Mister D: Believe me when I say, Ms. Lipman LOVED Bette’s performance!
I seem to be in the minority of authors who love their adaptations
5:15 PM PDT, May 7, 2008
Some worried readers of my novel, Then She Found Me, have written me in advance of the film’s release, nervous and sometimes high-handed over Hollywood’s apparent departure from my book. Below is the answer I keep handy to convey as politely as possible, Honey, if I don’t mind the changes, why should you?
With respect to your fears that the movie version of Then She Found Me is unfaithful to my novel, I hope you will find the following reassuring:
1. I love the movie. Adore it. Have seen it five times. It’s smart, wry, and very touching. The book is the book and the movie is its own entity. This I internalized early on when a wise friend told me, “Think of it as a movie based on characters suggested by the novel.” I do.
2. This project has taken 19 years from option to the big screen. I never thought I’d see this day, let alone experience the thrill of rattling off this cast: Helen Hunt, Bette Midler, Colin Firth and Matthew Broderick. And please appreciate the author-booster factor: Audience members reported to me that when Hunt, who directed the movie, introduced it at the Miami Film Festival (I wasn’t there, so this was not pandering ) she said she was inspired by my novel and hoped people would discover my work, and so forth in book-loving fashion. What actor does that?
3. She, Alice Arlen and Vic Levin tried more faithful adaptations of the book. No takers.
4. I would mind the changes if I thought the team were dumbing down or commercializing the story. Au contraire. Helen Hunt devoted 10 years of her life to getting this film made. She has said, in terms of that long road to green-lighting, “It was every version of no I’ve ever imagined.”

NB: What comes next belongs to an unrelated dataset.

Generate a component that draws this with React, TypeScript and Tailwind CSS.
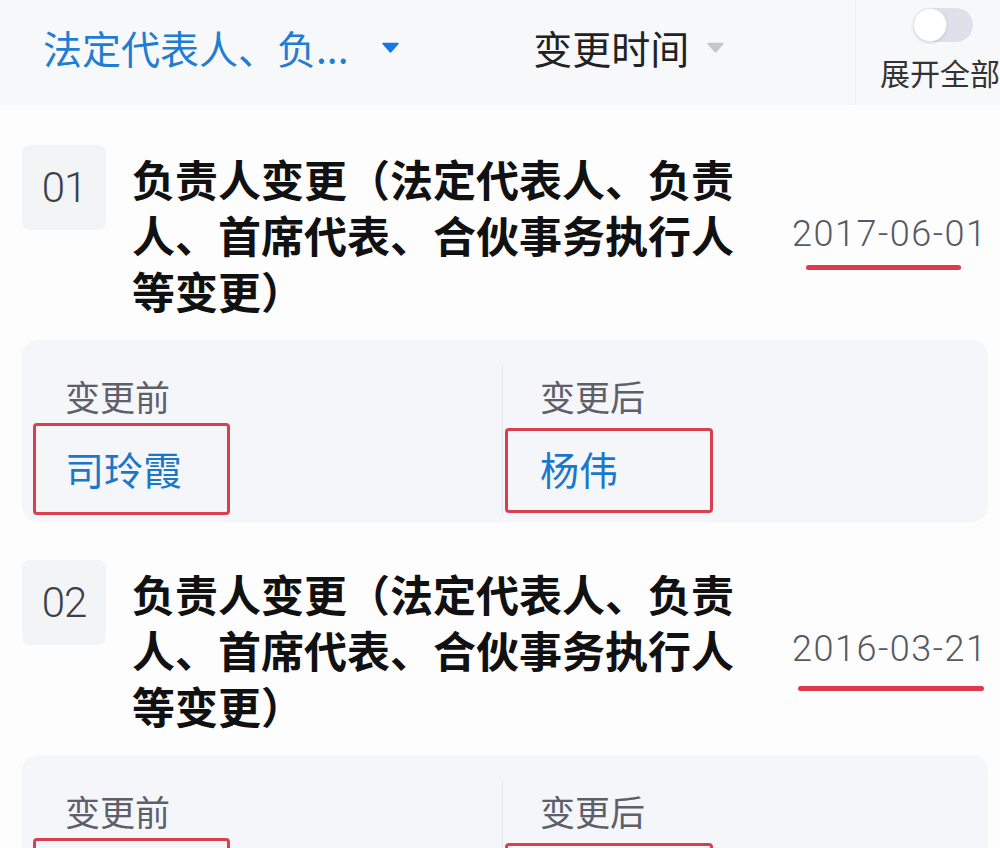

The first time she wrote me, she said this:
“All I’ve hoped for is that you feel April and Bernice [the book’s main characters] are alive and well, and that the theme and heart of the novel is there, through all of the changes I ended up making. I love Dwight [character who didn’t make it into the final draft]. I imagine him sitting patiently for his turn to come to the screen. After years, I finally realized I had to find a magic sentence, a north star/theme for the movie that I felt deeply about and write toward that. Once I did, it became clear and I was able to start the work of putting aside a character that I LOVE, and trying to find the ones that help tell the story as I was beginning to imagine it on the screen.”
As James M. Cain (The Postman Always Rings Twice, Mildred Pierce) said, when someone asked him, “How do you feel about what Hollywood did to your novels?” He pointed to his bookshelf and said, “Hollywood didn’t do anything to my novels. They’re all right here.”
I appreciate your loyalty to my characters, but now I hope you will put my sentences aside to see how a true book lover brought my characters back to life.